**Required task**: Each line containing the word "screenshot" must be collected.

━━━━━ Provided entries ━━━━━

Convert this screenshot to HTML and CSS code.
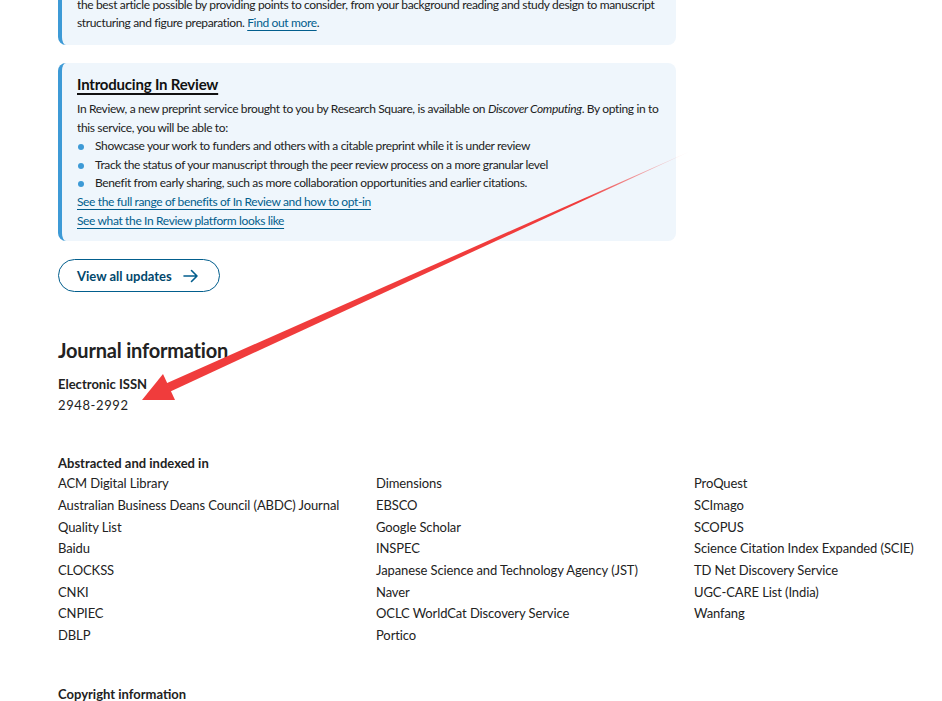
FILE: index.html
```html
<!DOCTYPE html>
<html lang="en">
<head>
<meta charset="utf-8">
<title>Discover Computing - Journal information</title>
<link rel="stylesheet" href="styles.css">
</head>
<body>
<main class="page">
  <section class="notice notice-first">
    <p class="notice-text">the best article possible by providing points to consider, from your background reading and study design to manuscript structuring and figure preparation. <a href="#" class="link">Find out more</a>.</p>
  </section>

  <section class="notice">
    <h3 class="notice-title">Introducing In Review</h3>
    <p class="notice-text">In Review, a new preprint service brought to you by Research Square, is available on <em>Discover Computing</em>. By opting in to this service, you will be able to:</p>
    <ul class="bullets">
      <li>Showcase your work to funders and others with a citable preprint while it is under review</li>
      <li>Track the status of your manuscript through the peer review process on a more granular level</li>
      <li>Benefit from early sharing, such as more collaboration opportunities and earlier citations.</li>
    </ul>
    <p class="notice-text"><a href="#" class="link">See the full range of benefits of In Review and how to opt-in</a><br><a href="#" class="link">See what the In Review platform looks like</a></p>
  </section>

  <a href="#" class="btn-outline">View all updates
    <svg class="btn-arrow" width="16" height="14" viewBox="0 0 16 14" aria-hidden="true"><path d="M1 7h13M8.5 1.5 14 7l-5.5 5.5" fill="none" stroke="currentColor" stroke-width="1.6" stroke-linecap="round" stroke-linejoin="round"/></svg>
  </a>

  <h2 class="section-title">Journal information</h2>

  <dl class="info">
    <dt class="info-label">Electronic ISSN</dt>
    <dd class="info-value">2948-2992</dd>
  </dl>

  <h3 class="info-label indexed-label">Abstracted and indexed in</h3>
  <div class="index-grid">
    <ul class="index-col">
      <li>ACM Digital Library</li>
      <li>Australian Business Deans Council (ABDC) Journal Quality List</li>
      <li>Baidu</li>
      <li>CLOCKSS</li>
      <li>CNKI</li>
      <li>CNPIEC</li>
      <li>DBLP</li>
    </ul>
    <ul class="index-col">
      <li>Dimensions</li>
      <li>EBSCO</li>
      <li>Google Scholar</li>
      <li>INSPEC</li>
      <li>Japanese Science and Technology Agency (JST)</li>
      <li>Naver</li>
      <li>OCLC WorldCat Discovery Service</li>
      <li>Portico</li>
    </ul>
    <ul class="index-col">
      <li>ProQuest</li>
      <li>SCImago</li>
      <li>SCOPUS</li>
      <li>Science Citation Index Expanded (SCIE)</li>
      <li>TD Net Discovery Service</li>
      <li>UGC-CARE List (India)</li>
      <li>Wanfang</li>
    </ul>
  </div>

  <h3 class="info-label copyright-label">Copyright information</h3>
</main>

<svg class="annotation" width="942" height="701" viewBox="0 0 942 701" aria-hidden="true">
  <defs>
    <linearGradient id="fade" x1="693" y1="150" x2="143" y2="399" gradientUnits="userSpaceOnUse">
      <stop offset="0" stop-color="#f03c3c" stop-opacity="0"/>
      <stop offset="0.2" stop-color="#f03c3c" stop-opacity="1"/>
      <stop offset="1" stop-color="#f03c3c" stop-opacity="1"/>
    </linearGradient>
  </defs>
  <polygon points="693,150 170.4,391.4 166.6,383.2" fill="url(#fade)"/>
  <polygon points="142,400 175,400 163,374" fill="#f03c3c"/>
</svg>
</body>
</html>
```

FILE: styles.css
```css
html, body {
  margin: 0;
  padding: 0;
  background: #ffffff;
  overflow: hidden;
}

body {
  font-family: Lato, "Liberation Sans", sans-serif;
  color: #222222;
  font-size: 12px;
  letter-spacing: -0.36px;
}

.page {
  position: relative;
  padding-left: 58px;
  width: 942px;
  box-sizing: border-box;
}

.notice {
  width: 618px;
  box-sizing: border-box;
  background: #eff6fc;
  border-left: 4px solid #3d9ad6;
  border-radius: 8px;
  padding: 11px 12px 11px 15px;
  margin: 0 0 18px 0;
}

.notice-first {
  margin-top: -4px;
  padding-top: 0;
  border-top-left-radius: 0;
  border-top-right-radius: 0;
  padding-bottom: 13px;
  margin-bottom: 18px;
}

.notice-title {
  margin: 0 0 6px 0;
  font-size: 15px;
  line-height: 20px;
  font-weight: 700;
  color: #111111;
  text-decoration: underline;
  text-decoration-thickness: 1.5px;
  text-underline-offset: 3px;
  letter-spacing: -0.2px;
}

.notice-text {
  margin: 0;
  line-height: 18.5px;
}

.notice-first .notice-text {
  line-height: 18px;
}

.link {
  color: #025e8d;
  text-decoration: underline;
  text-decoration-thickness: 1px;
  text-underline-offset: 3px;
}

.bullets {
  list-style: none;
  margin: 0;
  padding: 0;
}

.bullets li {
  position: relative;
  padding-left: 18px;
  line-height: 18.7px;
}

.bullets li::before {
  content: "";
  position: absolute;
  left: 1px;
  top: 7px;
  width: 6px;
  height: 6px;
  border-radius: 50%;
  background: #3d9ad6;
}

.btn-outline {
  display: inline-flex;
  align-items: center;
  gap: 11px;
  height: 33px;
  box-sizing: border-box;
  padding: 0 20px 0 18px;
  border: 1px solid #025e8d;
  border-radius: 17px;
  color: #01476c;
  font-weight: 700;
  font-size: 13px;
  text-decoration: none;
  letter-spacing: 0;
}

.btn-arrow {
  color: #025e8d;
}

.section-title {
  margin: 45px 0 0 0;
  font-size: 20px;
  line-height: 26px;
  font-weight: 700;
  color: #222222;
  letter-spacing: -0.2px;
}

.info {
  margin: 11px 0 0 0;
}

.info-label {
  margin: 0;
  font-size: 13px;
  line-height: 20px;
  font-weight: 700;
  color: #222222;
  letter-spacing: 0;
}

.info-value {
  margin: 1px 0 0 0;
  font-size: 13px;
  line-height: 20px;
  letter-spacing: 0.6px;
}

.indexed-label {
  margin-top: 38px;
  line-height: 20px;
}

.index-grid {
  display: grid;
  grid-template-columns: 300px 300px auto;
  column-gap: 18px;
  margin-top: 0;
}

.index-col {
  list-style: none;
  margin: 0;
  padding: 0;
}

.index-col li {
  font-size: 13px;
  line-height: 21.7px;
  letter-spacing: -0.1px;
}

.copyright-label {
  margin-top: 37px;
}

.annotation {
  position: absolute;
  left: 0;
  top: 0;
  pointer-events: none;
}
```
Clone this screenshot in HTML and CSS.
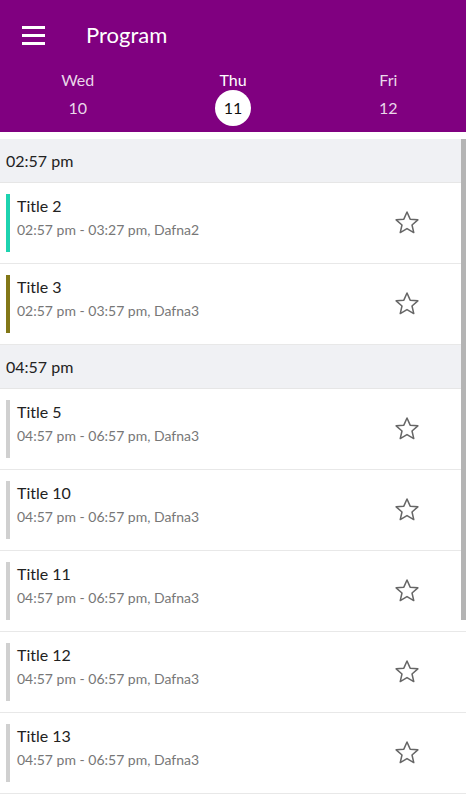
FILE: index.html
```html
<!DOCTYPE html>
<html lang="en">
<head>
    <meta charset="UTF-8">
    <meta name="viewport" content="width=device-width, initial-scale=1.0">
    <title>Program</title>
    <link rel="stylesheet" href="styles.css">
</head>
<body>
    <div class="header">
        <div class="toolbar">
            <div class="menu">
                <span></span><span></span><span></span>
            </div>
            <h1>Program</h1>
        </div>
        <div class="days">
            <div class="day"><div class="name">Wed</div><div class="num">10</div></div>
            <div class="day active"><div class="name">Thu</div><div class="num">11</div></div>
            <div class="day"><div class="name">Fri</div><div class="num">12</div></div>
        </div>
    </div>

    <div class="list">
        <div class="scrollbar"></div>

        <div class="section">02:57 pm</div>
        <div class="item">
            <div class="bar" style="background:#1dd3b0"></div>
            <div class="info">
                <div class="title">Title 2</div>
                <div class="sub">02:57 pm - 03:27 pm, Dafna2</div>
            </div>
            <svg class="star" viewBox="0 0 24 24"><path d="M12 2.6l2.7 6.1 6.6.6-5 4.4 1.5 6.5L12 16.8l-5.8 3.4 1.5-6.5-5-4.4 6.6-.6z"/></svg>
        </div>
        <div class="item">
            <div class="bar" style="background:#827717"></div>
            <div class="info">
                <div class="title">Title 3</div>
                <div class="sub">02:57 pm - 03:57 pm, Dafna3</div>
            </div>
            <svg class="star" viewBox="0 0 24 24"><path d="M12 2.6l2.7 6.1 6.6.6-5 4.4 1.5 6.5L12 16.8l-5.8 3.4 1.5-6.5-5-4.4 6.6-.6z"/></svg>
        </div>

        <div class="section">04:57 pm</div>
        <div class="item">
            <div class="bar"></div>
            <div class="info">
                <div class="title">Title 5</div>
                <div class="sub">04:57 pm - 06:57 pm, Dafna3</div>
            </div>
            <svg class="star" viewBox="0 0 24 24"><path d="M12 2.6l2.7 6.1 6.6.6-5 4.4 1.5 6.5L12 16.8l-5.8 3.4 1.5-6.5-5-4.4 6.6-.6z"/></svg>
        </div>
        <div class="item">
            <div class="bar"></div>
            <div class="info">
                <div class="title">Title 10</div>
                <div class="sub">04:57 pm - 06:57 pm, Dafna3</div>
            </div>
            <svg class="star" viewBox="0 0 24 24"><path d="M12 2.6l2.7 6.1 6.6.6-5 4.4 1.5 6.5L12 16.8l-5.8 3.4 1.5-6.5-5-4.4 6.6-.6z"/></svg>
        </div>
        <div class="item">
            <div class="bar"></div>
            <div class="info">
                <div class="title">Title 11</div>
                <div class="sub">04:57 pm - 06:57 pm, Dafna3</div>
            </div>
            <svg class="star" viewBox="0 0 24 24"><path d="M12 2.6l2.7 6.1 6.6.6-5 4.4 1.5 6.5L12 16.8l-5.8 3.4 1.5-6.5-5-4.4 6.6-.6z"/></svg>
        </div>
        <div class="item">
            <div class="bar"></div>
            <div class="info">
                <div class="title">Title 12</div>
                <div class="sub">04:57 pm - 06:57 pm, Dafna3</div>
            </div>
            <svg class="star" viewBox="0 0 24 24"><path d="M12 2.6l2.7 6.1 6.6.6-5 4.4 1.5 6.5L12 16.8l-5.8 3.4 1.5-6.5-5-4.4 6.6-.6z"/></svg>
        </div>
        <div class="item">
            <div class="bar"></div>
            <div class="info">
                <div class="title">Title 13</div>
                <div class="sub">04:57 pm - 06:57 pm, Dafna3</div>
            </div>
            <svg class="star" viewBox="0 0 24 24"><path d="M12 2.6l2.7 6.1 6.6.6-5 4.4 1.5 6.5L12 16.8l-5.8 3.4 1.5-6.5-5-4.4 6.6-.6z"/></svg>
        </div>
    </div>
</body>
</html>
```

FILE: styles.css
```css
body {
    margin: 0;
    padding: 0;
    font-family: Lato, "Open Sans", sans-serif;
    background: white;
    overflow: hidden;
}
.header {
    background: #800080;
    color: white;
    height: 132px;
}
.toolbar {
    display: flex;
    align-items: center;
    height: 70px;
}
.menu {
    display: flex;
    flex-direction: column;
    gap: 5px;
    width: 23px;
    margin-left: 22px;
}
.menu span {
    display: block;
    height: 3px;
    background: white;
}
.toolbar h1 {
    margin: 0 0 2px 41px;
    font-size: 22px;
    font-weight: normal;
}
.days {
    display: flex;
}
.day {
    flex: 1;
    display: flex;
    flex-direction: column;
    align-items: center;
    color: rgba(255, 255, 255, 0.85);
}
.day.active {
    color: white;
}
.day .name {
    font-size: 16px;
    height: 20px;
    line-height: 20px;
}
.day .num {
    font-size: 16px;
    width: 36px;
    height: 36px;
    line-height: 36px;
    text-align: center;
    border-radius: 50%;
}
.day.active .num {
    background: white;
    color: #111;
}
.list {
    position: relative;
    margin-top: 7px;
}
.scrollbar {
    position: absolute;
    right: 0;
    top: 0;
    width: 5px;
    height: 481px;
    background: #b4b4b4;
}
.section {
    background: #f0f1f4;
    height: 43px;
    line-height: 43px;
    padding-left: 6px;
    font-size: 16px;
    color: #222;
    border-bottom: 1px solid #e6e6e6;
}
.item {
    display: flex;
    align-items: center;
    height: 80px;
    border-bottom: 1px solid #e8e8e8;
}
.bar {
    width: 4px;
    height: 58px;
    margin-left: 6px;
    background: #d0d0d0;
}
.info {
    flex: 1;
    padding-left: 7px;
    margin-top: -12px;
}
.title {
    font-size: 16px;
    color: #222;
}
.sub {
    font-size: 14px;
    color: #777;
    margin-top: 6px;
}
.star {
    width: 28px;
    height: 28px;
    margin-right: 45px;
    fill: none;
    stroke: #666;
    stroke-width: 1.3;
    stroke-linejoin: round;
}
```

━━━━━

**Written answer**:
Convert this screenshot to HTML and CSS code.
Clone this screenshot in HTML and CSS.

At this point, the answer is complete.